A New Year’s Celebration from Two Perspectives

Everyone was Irish on NYE at Auld Dubliner.

An Irish New Year

By Charly SHELTON

A few years ago, my family stumbled onto a New Year’s Eve tradition – celebrating the Irish New Year. My mother, Mary O’Keefe, raised good Irish children who all bear her clan as our middle names. So going to our favorite pub in Long Beach, the Auld Dubliner, is a regular outing for the family. On New Year’s Eve, the pub celebrates the ball drop on Dublin time, eight hours ahead of LA. So at 4 p.m., everyone in the pub counts down from 10 to one then raises a glass and toasts the New Year as it arrives back in the ancestral country. But this is more than just another party.

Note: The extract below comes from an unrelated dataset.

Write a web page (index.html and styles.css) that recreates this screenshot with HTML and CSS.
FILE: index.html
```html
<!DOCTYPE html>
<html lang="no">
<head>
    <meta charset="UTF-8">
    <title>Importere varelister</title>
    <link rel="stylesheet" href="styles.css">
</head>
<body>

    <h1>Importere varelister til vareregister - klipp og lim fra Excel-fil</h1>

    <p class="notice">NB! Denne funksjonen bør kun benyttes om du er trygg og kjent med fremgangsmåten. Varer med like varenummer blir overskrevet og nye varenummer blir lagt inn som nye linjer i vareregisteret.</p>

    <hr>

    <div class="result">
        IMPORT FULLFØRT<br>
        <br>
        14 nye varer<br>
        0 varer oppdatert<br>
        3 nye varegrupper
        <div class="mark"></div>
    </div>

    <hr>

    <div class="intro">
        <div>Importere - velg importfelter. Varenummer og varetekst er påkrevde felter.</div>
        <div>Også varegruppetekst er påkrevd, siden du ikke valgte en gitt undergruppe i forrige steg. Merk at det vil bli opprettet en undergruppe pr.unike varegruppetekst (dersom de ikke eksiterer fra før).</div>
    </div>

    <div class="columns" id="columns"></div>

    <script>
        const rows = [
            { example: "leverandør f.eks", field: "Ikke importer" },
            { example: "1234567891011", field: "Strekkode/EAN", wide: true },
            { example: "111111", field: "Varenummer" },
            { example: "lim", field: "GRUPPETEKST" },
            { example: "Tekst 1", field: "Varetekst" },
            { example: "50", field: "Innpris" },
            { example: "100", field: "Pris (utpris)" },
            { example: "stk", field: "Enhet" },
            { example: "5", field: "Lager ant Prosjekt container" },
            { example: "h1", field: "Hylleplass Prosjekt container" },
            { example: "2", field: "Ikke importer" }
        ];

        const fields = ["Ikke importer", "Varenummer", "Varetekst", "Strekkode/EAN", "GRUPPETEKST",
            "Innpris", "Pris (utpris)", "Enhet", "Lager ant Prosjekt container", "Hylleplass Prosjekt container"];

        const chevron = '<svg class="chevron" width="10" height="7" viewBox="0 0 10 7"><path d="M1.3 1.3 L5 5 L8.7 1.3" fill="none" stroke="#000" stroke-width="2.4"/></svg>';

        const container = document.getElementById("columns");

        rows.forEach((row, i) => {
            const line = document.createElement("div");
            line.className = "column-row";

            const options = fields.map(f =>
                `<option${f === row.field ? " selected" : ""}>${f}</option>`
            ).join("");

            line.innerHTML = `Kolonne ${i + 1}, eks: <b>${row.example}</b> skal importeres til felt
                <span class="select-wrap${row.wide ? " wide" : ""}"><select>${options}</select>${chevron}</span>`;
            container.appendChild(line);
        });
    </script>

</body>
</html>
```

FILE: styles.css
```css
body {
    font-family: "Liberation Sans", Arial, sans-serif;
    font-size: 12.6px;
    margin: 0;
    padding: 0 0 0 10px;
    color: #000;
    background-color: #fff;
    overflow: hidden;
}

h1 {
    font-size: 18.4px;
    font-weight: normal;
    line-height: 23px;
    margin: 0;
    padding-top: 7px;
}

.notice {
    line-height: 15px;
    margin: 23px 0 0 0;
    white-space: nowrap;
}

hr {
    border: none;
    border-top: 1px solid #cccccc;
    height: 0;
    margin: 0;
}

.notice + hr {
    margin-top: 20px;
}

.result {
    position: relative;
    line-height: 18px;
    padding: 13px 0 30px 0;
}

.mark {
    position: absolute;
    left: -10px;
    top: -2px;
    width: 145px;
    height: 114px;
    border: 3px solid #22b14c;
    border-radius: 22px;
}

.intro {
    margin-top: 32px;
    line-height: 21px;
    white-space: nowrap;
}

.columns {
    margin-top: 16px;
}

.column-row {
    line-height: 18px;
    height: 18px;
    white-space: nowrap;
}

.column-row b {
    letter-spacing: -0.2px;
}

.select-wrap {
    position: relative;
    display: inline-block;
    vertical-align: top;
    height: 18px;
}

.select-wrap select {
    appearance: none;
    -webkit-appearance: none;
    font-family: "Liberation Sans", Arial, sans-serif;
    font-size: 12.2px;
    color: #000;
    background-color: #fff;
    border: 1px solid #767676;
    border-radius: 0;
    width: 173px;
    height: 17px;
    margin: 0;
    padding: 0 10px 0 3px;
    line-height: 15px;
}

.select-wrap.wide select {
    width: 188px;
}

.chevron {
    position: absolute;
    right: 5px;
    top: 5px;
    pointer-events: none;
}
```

By 4 p.m. the pub is full, and I mean full. So we arrive around 11 a.m. and hang out, drink Guinness, listen to Ken O’Malley (one of the greatest Irish musicians living) playing classic Irish music and get ready for the celebration. With everyone having their own lives and their own social engagements on New Year’s Eve, it’s nice to spend time together before all the nighttime parties start and being in the pub is like being home. It’s a great way to start the New Year and, even though everyone else waits until midnight LA time, 2019 started for my family at 4 p.m. on Dec 31, 2018.

Matthew Goldsworthy, Sabrina and Charly Shelton.

An Irish Family New Year

By Mary O’KEEFE

It is not often that kids, especially young adults, want to spend New Year’s Eve with their parents but with the Irish New Year celebration at Auld Dubliner in Long Beach things are a wee bit different. Every St. Patrick’s Day my family goes to an Irish pub, no matter where we are at the time, and lifts a glass to my dad. Mom was from an Irish family too, but Dad was the louder Irish side by far. So going to Irish pubs is a natural thing for my family and me.

I remember going to the pub when I was a kid, listening to music and having a great time. It wasn’t about getting drunk; it was about laughing, dancing and listening to amazing music. At Auld Dubliner that is exactly what happens. There are tables of seniors who are celebrating their 90th New Year, and tables of those who are celebrating their seventh. Each year we meet the most amazing people, some of Irish descent and some not, but all are so nice and happy to be there.

This year we met a family. Dad was born and raised in Ireland; his kids were born there, but raised in San Pedro. They quickly became fast friends with my kids and another Irish kid – Matthew Bannon McGrath Goldsworthy. The new friends did an Irish jig as the talented Ken O’Malley played the mandolin. There was so much laughter – not fueled by drink but by a type of happiness that is found in family – and what better way to begin a New Year?